Like his mentors in the form of Jock Stein and Sir Matt Busby, the good and the bad of the past accompanies you. In anybody's life, incident tends to define one's character.
Ferguson has been used to this life since he managed part-time East Stirling at the age of 32 in 1974.
As a kid growing up in the west of Scotland, I remember a retired policeman used to take great delight in maintaining regular correspondence with Ferguson when he was running Aberdeen.
Bayern Munich, Real Madrid and Porto were Fergie's natural enemies on the continent, engagements that helped him at United. The retired copper would unfurl his latest letter from Fergie with some relish, missives proudly adorned with the badge of Aberdeen FC.

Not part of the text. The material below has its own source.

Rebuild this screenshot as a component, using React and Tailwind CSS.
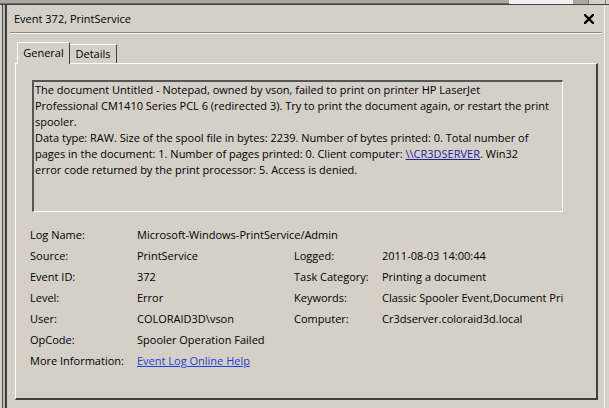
import { Fragment } from 'react'

export default function App() {
  const fields = [
    ['Source:', 'PrintService', 'Logged:', '2011-08-03 14:00:44'],
    ['Event ID:', '372', 'Task Category:', 'Printing a document'],
    ['Level:', 'Error', 'Keywords:', 'Classic Spooler Event,Document Pri'],
    ['User:', 'COLORAID3D\\vson', 'Computer:', 'Cr3dserver.coloraid3d.local'],
  ]

  return (
    <div className="w-[609px] h-[408px] overflow-hidden bg-[#d4d0c8] text-[11px] text-black font-['Open_Sans',_'Liberation_Sans',_sans-serif]">
      {/* window strip behind the dialog */}
      <div className="h-[5px] flex border-b border-[#404040]">
        <div className="w-[509px] bg-[#a9a7a2] border-b border-[#6a6a6a]"></div>
        <div className="w-[64px] bg-[#f1f0ee]"></div>
        <div className="w-[15px] bg-[#a9a7a2]"></div>
        <div className="w-[18px] bg-[#d4d0c8] border-x border-[#808080]"></div>
      </div>

      <div className="flex h-[403px]">
        <div className="w-[8px] flex">
          <div className="w-[2px]"></div>
          <div className="w-[1px] bg-[#505050]"></div>
          <div className="w-[2px] bg-[#bcbab5]"></div>
          <div className="w-[2px] bg-[#3c3c3c]"></div>
        </div>

        <div className="w-[597px] flex flex-col border-r border-[#eeeeee]">
          <div className="h-[27px] flex items-center justify-between pl-[6px] pr-[10px]">
            <span className="leading-none">Event 372, PrintService</span>
            <svg width="10" height="10" viewBox="0 0 10 10">
              <path d="M1 1 L9 9 M9 1 L1 9" stroke="#000" strokeWidth="2.4" strokeLinecap="square" />
            </svg>
          </div>
          <div className="ml-[2px] mr-[2px] h-[2px] border-t border-[#8a8a8a] border-b border-b-[#f4f4f4]"></div>

          <div className="flex items-end pl-[9px] pt-[6px] h-[29px]">
            <div className="relative z-10 h-[22px] w-[53px] flex items-center justify-center bg-[#d4d0c8] border-l border-t border-white border-r border-r-[#404040] -mb-[1px]">
              General
            </div>
            <div className="h-[19px] w-[47px] flex items-center justify-center border-t border-white border-r border-r-[#404040]">
              Details
            </div>
          </div>

          <div className="ml-[7px] w-[583px] h-[337px] flex flex-col pl-[14px] pt-[16px] border-l border-t border-white border-r-2 border-b-2 border-r-[#404040] border-b-[#404040]">
            <div className="ml-[2px] w-[531px] h-[132px] pl-[1px] leading-[16px] border-t-2 border-l-2 border-t-[#555555] border-l-[#555555] border-r border-b border-r-white border-b-white whitespace-nowrap">
              <div>The document Untitled - Notepad, owned by vson, failed to print on printer HP LaserJet</div>
              <div>Professional CM1410 Series PCL 6 (redirected 3). Try to print the document again, or restart the print</div>
              <div>spooler.</div>
              <div>Data type: RAW. Size of the spool file in bytes: 2239. Number of bytes printed: 0. Total number of</div>
              <div>
                pages in the document: 1. Number of pages printed: 0. Client computer:{' '}
                <span className="text-[#22229a] underline">{'\\\\CR3DSERVER'}</span>. Win32
              </div>
              <div>error code returned by the print processor: 5. Access is denied.</div>
            </div>

            <div className="mt-[13px] w-[540px] grid grid-cols-[107px_157px_88px_188px] auto-rows-[21px] items-center whitespace-nowrap">
              <div>Log Name:</div>
              <div className="col-span-3">Microsoft-Windows-PrintService/Admin</div>
              {fields.map(([a, b, c, d]) => (
                <Fragment key={a}>
                  <div>{a}</div>
                  <div>{b}</div>
                  <div>{c}</div>
                  <div>{d}</div>
                </Fragment>
              ))}
              <div>OpCode:</div>
              <div className="col-span-3">Spooler Operation Failed</div>
              <div>More Information:</div>
              <div className="col-span-3">
                <span className="text-[#1f3fcf] underline">Event Log Online Help</span>
              </div>
            </div>
          </div>
        </div>
      </div>
    </div>
  )
}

Most of the letters were opinions on football, but he was hellbent on his club being portrayed properly in the Scottish media.
A fierce socialist, his outlook in football was inflamed by a perceived sense of injustice at Aberdeen that never left him in Manchester. It is a sense of purpose that is suddenly gone.
United are going through a massive sea change with David Moyes assuming control. But there is also Ferguson's life change.
Old age does not come alone. If we don’t depart the scene prematurely, advancing years are coming to us all. Yet we live in an ageist society.
Some of the literature written about Ferguson this week has almost felt like obituaries. Despite what has been penned, he is not dead.
Before the veteran Scottish sports presenter Arthur Montford - a figure Ferguson knows well from his Aberdeen era - plunged into the dubious delights of retirement at the age of 72 in 2001, a friend told him: "Arthur, when you wake up in the morning, put your shoes on, not your slippers."
Fergie may well be engulfed by the unrelenting mist of the autumn years, but at least the smile remains untainted by the passage of time.
One of world sport's great constants has shuffled off into folklore. But the timing of his departure only enhances the legend, because Ferguson unwittingly mastered the oldest trick in show business at Old Trafford yesterday: always leave them wanting more.